Ingredients (Serves 3)

  • 250 g / 1/2 lb. white fish fillet*1
  • Salt
  • 6 clams, 220-250 g / 1/2 lb.
  • 120 ml / 1/2 C sake
  • 3 T water
  • 6-12 prawns or shrimp with shells, 250-350 g / 1/2-3/4 lb.
  • 1 onion
  • 6 mushrooms
  • 1 large eryngii mushroom*2
  • 1 bell pepper, any color
  • 2 medium tomatoes, total 300 g / 10 oz.
Bouquet garni*3
  • 1 bay leaf
  • 2-3 parsley stems
  • 2-3 thyme stems
  • 1,200 ml / 5 C dashi stock
  • 1 T tomato paste
  • 1/4 clove garlic, grated
  • Fresh untreated orange peel, 2 x 5 cm / 0.7 x 2 in.
  • 1/2 t salt
  • 2 t Kikkoman Soy Sauce
  • Parsley minced for garnish
  • *1 C (U.S. cup) = approx. 240 ml; 1 T = 15 ml; 1 t = 5 ml


  1. 1

    Cut the white fish into large bite-sized pieces. Season well with salt, set aside 1-3 hours. Wash clams and place in a saucepan with the sake and water. Cover, cook over medium heat. Remove each clam as the shells open. Strain broth for sand and set aside broth and clams separately.

  2. 2

    Rinse white fish lightly and pat dry with paper towel.
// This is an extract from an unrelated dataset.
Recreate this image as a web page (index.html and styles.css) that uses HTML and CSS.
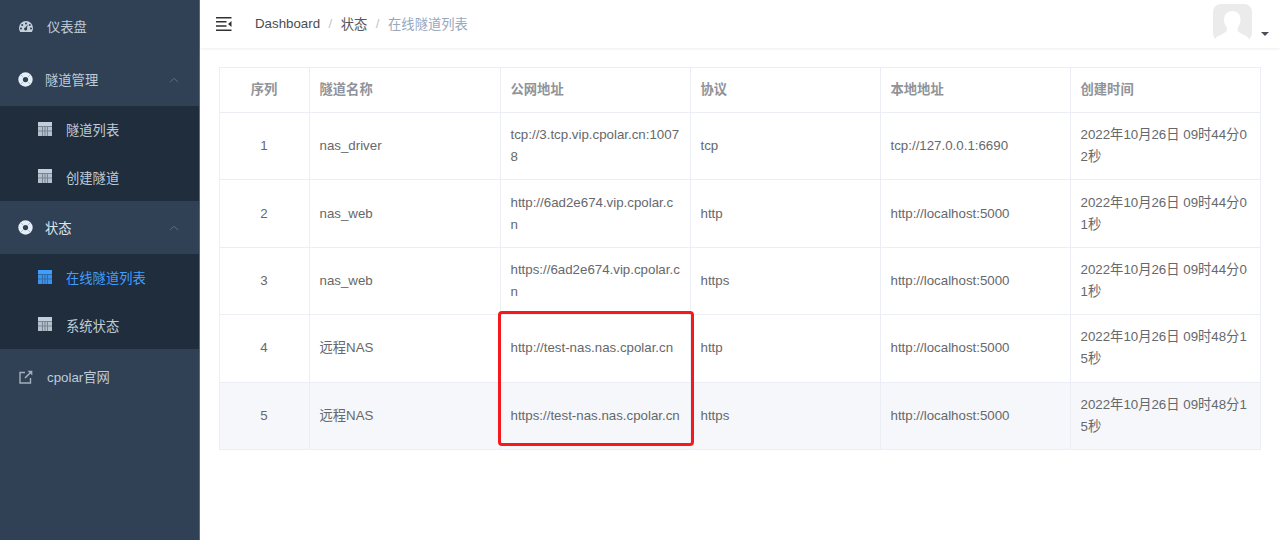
FILE: index.html
```html
<!DOCTYPE html>
<html lang="zh">
<head>
<meta charset="utf-8">
<title>cpolar</title>
<link rel="stylesheet" href="styles.css">
</head>
<body>
<svg class="defs" width="0" height="0">
  <symbol id="i-grid" viewBox="0 0 14 14">
    <path fill="currentColor" opacity=".55" d="M0 0h14v14H0z"/>
    <path fill="currentColor" d="M0 0h14v4H0z"/>
    <path fill="currentColor" opacity=".8" d="M0 5h4v3.500H0zM5 5h1.500v3.500H5zM0 9.500h4V14H0zM5 9.500h1.500V14H5zM7.500 5H9v3.500H7.500zM7.500 9.500H9V14H7.500zM10 5h4v3.500h-4zM10 9.500h4V14h-4z"/>
  </symbol>
  <symbol id="i-ring" viewBox="0 0 16 16">
    <path fill-rule="evenodd" d="M8 .3a7.700 7.700 0 1 1 0 15.400A7.700 7.700 0 0 1 8 .3zM8 5.200a2.800 2.800 0 1 0 0 5.600 2.800 2.800 0 0 0 0-5.600z" fill="currentColor"/>
    <path d="M2.700 2.700l2.800 2.800M13.300 2.700l-2.800 2.800M2.700 13.300l2.800-2.800M13.300 13.300l-2.800-2.800" stroke="#8fb2d2" stroke-width=".8" fill="none"/>
  </symbol>
  <symbol id="i-chev" viewBox="0 0 10 6">
    <path d="M1 5.200 5 1.200l4 4" fill="none" stroke="currentColor" stroke-width="1"/>
  </symbol>
</svg>
<div class="app">
  <aside class="sidebar">
    <a class="item">
      <svg class="ico dash" viewBox="0 0 14 11"><path fill-rule="evenodd" d="M7 0a7 7 0 0 1 7 7c0 1.500-.4 2.900-1.200 4H1.200A7 7 0 0 1 0 7a7 7 0 0 1 7-7zM3.200 3a1 1 0 1 0 0 2 1 1 0 0 0 0-2zM7 1.500a1 1 0 1 0 0 2 1 1 0 0 0 0-2zM10.800 3a1 1 0 1 0 0 2 1 1 0 0 0 0-2zM2 6.500a1 1 0 1 0 0 2 1 1 0 0 0 0-2zM12 6.500a1 1 0 1 0 0 2 1 1 0 0 0 0-2zM9 3.500 6.300 6.500a1.500 1.500 0 1 0 1.500.5z" fill="currentColor"/></svg>
      <span>仪表盘</span>
    </a>
    <a class="item group">
      <svg class="ring"><use href="#i-ring"/></svg>
      <span>隧道管理</span>
      <svg class="chev"><use href="#i-chev"/></svg>
    </a>
    <div class="sub">
      <a class="subitem"><svg class="grid"><use href="#i-grid"/></svg><span>隧道列表</span></a>
      <a class="subitem"><svg class="grid"><use href="#i-grid"/></svg><span>创建隧道</span></a>
    </div>
    <a class="item group">
      <svg class="ring"><use href="#i-ring"/></svg>
      <span class="strong">状态</span>
      <svg class="chev"><use href="#i-chev"/></svg>
    </a>
    <div class="sub">
      <a class="subitem active"><svg class="grid"><use href="#i-grid"/></svg><span>在线隧道列表</span></a>
      <a class="subitem"><svg class="grid"><use href="#i-grid"/></svg><span>系统状态</span></a>
    </div>
    <a class="item">
      <svg class="ico ext" viewBox="0 0 14 14"><path d="M6 2.500H1v10.500h10.500V8" fill="none" stroke="currentColor" stroke-width="1.400"/><path d="M8.500 .7H13.300V5.500z" fill="currentColor"/><path d="M11.800 2.200 6 8" fill="none" stroke="currentColor" stroke-width="1.600"/></svg>
      <span>cpolar官网</span>
    </a>
  </aside>
  <div class="main">
    <header class="navbar">
      <svg class="burger" viewBox="0 0 16 14"><path d="M0 0h15.500v1.500H0zM0 12.500h15.500V14H0zM0 4h10.500v1.500H0zM0 8.300h10.500v1.500H0zM15.500 4v6L12 7z" fill="#303133"/></svg>
      <nav class="crumbs">
        <span>Dashboard</span><i>/</i><span class="mid">状态</span><i>/</i><span class="cur">在线隧道列表</span>
      </nav>
      <div class="user">
        <svg class="avatar" viewBox="0 0 39 38">
          <rect width="39" height="37" rx="8" fill="#ebebeb"/>
          <path d="M19.500 7c4.800 0 8 3.500 8 8.500 0 2.500-.6 4.500-1.500 6-.7 1.200-1.500 2.200-1.500 3.500 0 2 1 3 3 4l8 4.500V38H3v-4.500l8-4.500c2-1 3-2 3-4 0-1.300-.8-2.300-1.500-3.500-.9-1.500-1.500-3.500-1.500-6C11 10.500 14.700 7 19.500 7z" fill="#fff"/>
        </svg>
        <span class="caret"></span>
      </div>
    </header>
    <main class="content">
      <table class="tunnels">
        <thead>
          <tr><th class="c">序列</th><th>隧道名称</th><th>公网地址</th><th>协议</th><th>本地地址</th><th>创建时间</th></tr>
        </thead>
        <tbody>
          <tr><td class="c">1</td><td>nas_driver</td><td>tcp://3.tcp.vip.cpolar.cn:10078</td><td>tcp</td><td>tcp://127.0.0.1:6690</td><td>2022年10月26日 09时44分02秒</td></tr>
          <tr><td class="c">2</td><td>nas_web</td><td class="nowrap">http://6ad2e674.vip.cpolar.c<br>n</td><td>http</td><td>http://localhost:5000</td><td>2022年10月26日 09时44分01秒</td></tr>
          <tr><td class="c">3</td><td>nas_web</td><td class="nowrap">https://6ad2e674.vip.cpolar.c<br>n</td><td>https</td><td>http://localhost:5000</td><td>2022年10月26日 09时44分01秒</td></tr>
          <tr><td class="c">4</td><td>远程NAS</td><td class="nowrap">http://test-nas.nas.cpolar.cn</td><td>http</td><td>http://localhost:5000</td><td>2022年10月26日 09时48分15秒</td></tr>
          <tr class="hover"><td class="c">5</td><td>远程NAS</td><td class="nowrap">https://test-nas.nas.cpolar.cn</td><td>https</td><td>http://localhost:5000</td><td>2022年10月26日 09时48分15秒</td></tr>
        </tbody>
      </table>
      <div class="redbox"></div>
    </main>
  </div>
</div>
</body>
</html>
```
FILE: styles.css
```css
* { box-sizing: border-box; }
html, body { margin: 0; height: 100%; overflow: hidden; }
body {
  font-family: "Liberation Sans", "Noto Sans CJK SC", sans-serif;
  font-size: 13.3px;
  color: #66686c;
  background: #fff;
}
.defs { position: absolute; }
.app { display: flex; height: 540px; }

.sidebar {
  width: 200px;
  flex: none;
  background: #304156;
  border-right: 1px solid #5c6a7a;
  color: #bfcbd9;
}
.item {
  display: flex;
  align-items: center;
  height: 53px;
  padding-left: 19px;
  color: #bfcbd9;
}
.item:last-child { height: 55px; }
.ico { flex: none; color: #c5d0dc; }
.dash { width: 14px; height: 11px; margin-right: 14px; }
.ext { width: 14px; height: 14px; margin-right: 14px; color: #a3afbd; }
.ring { width: 15px; height: 15px; margin-left: -1px; margin-right: 12px; color: #e6edf4; }
.strong { color: #dfe6ee; }
.chev { width: 10px; height: 6px; margin-left: auto; margin-right: 20px; color: #5f6e80; }
.sub { background: #1f2d3d; }
.subitem {
  display: flex;
  align-items: center;
  height: 47.5px;
  padding-left: 38px;
  color: #bfcbd9;
}
.grid { width: 14px; height: 14px; margin-right: 14px; margin-top: -2px; color: #c3cedb; }
.active, .active .grid { color: #409eff; }

.main { flex: 1; min-width: 0; }
.navbar {
  display: flex;
  align-items: center;
  height: 48px;
  box-shadow: 0 1px 3px rgba(0, 21, 41, .07);
  padding-left: 16px;
}
.burger { width: 16px; height: 14px; margin-top: -1px; margin-right: 23px; }
.crumbs { display: flex; align-items: center; color: #4a4c50; margin-top: -1px; }
.crumbs i { font-style: normal; color: #c0c4cc; margin: 0 8.5px; }
.crumbs .mid { color: #55575b; }
.crumbs .cur { color: #97a8be; }
.user { margin-left: auto; display: flex; align-items: flex-end; height: 48px; padding-top: 4px; margin-right: 11px; }
.avatar { width: 39px; height: 38px; margin-right: 9px; align-self: flex-start; }
.caret {
  width: 0; height: 0;
  border: 4px solid transparent;
  border-top: 4px solid #4a4f57;
  margin-bottom: 8px;
}

.content { position: relative; padding: 19px 19px 0; }
.tunnels {
  width: 1042px;
  table-layout: fixed;
  border-collapse: collapse;
  line-height: 22px;
}
.tunnels th, .tunnels td {
  border: 1px solid #ebeef5;
  padding: 0 10.5px 0 9.5px;
  text-align: left;
  word-break: break-all;
  font-weight: 400;
}
.tunnels td.nowrap { white-space: nowrap; }
.tunnels th { height: 45px; font-weight: 700; color: #909399; }
.tunnels td { height: 67.4px; }
.tunnels th.c, .tunnels td.c { text-align: center; }
.tunnels th:nth-child(1) { width: 90px; }
.tunnels th:nth-child(2) { width: 191px; }
.tunnels th:nth-child(3), .tunnels th:nth-child(4), .tunnels th:nth-child(5) { width: 190px; }
.hover td { background: #f5f7fa; }
.redbox {
  position: absolute;
  left: 298px;
  top: 263px;
  width: 196px;
  height: 135px;
  border: 3px solid #f5191c;
  border-radius: 4px;
}
```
Peel and devein prawns.

  3. 3

    Cut onion in half then into 7-8 mm / 0.3 in. slices along fiber. Cut mushrooms into 4-5 mm / 0.2 in. slices. Cut eryngii stem into thin round slices, and the cap into thin slices. Remove seeds from bell pepper, cut in strips 1.2-2 cm / 0.5-0.8 in. wide, then cut the strips in half. Dice tomatoes. Tie herbs with string to make bouquet garni.

  4. 4

    In a large pot, combine dashi stock, clam broth, tomatoes, tomato paste, grated garlic, orange peel and bouquet garni. Place over high heat and bring to a boil.

  5. 5

    Add onions and simmer over low heat for 20 minutes. Add 1/2 t salt and soy sauce. Then add bell pepper and mushrooms and allow to come just to a boil. Skim off the froth, which is aku. Put in the fish and prawns; when they are almost cooked through, add the clams and taste. Add salt if needed.

  6. 6

    Serve in individual bowls garnished with minced parsley.

  1. *1For example, cod, haddock or halibut
  2. *2May substitute 4 mushrooms
  3. *3Fresh or dry herbs such as oregano or basil may be added if preferred.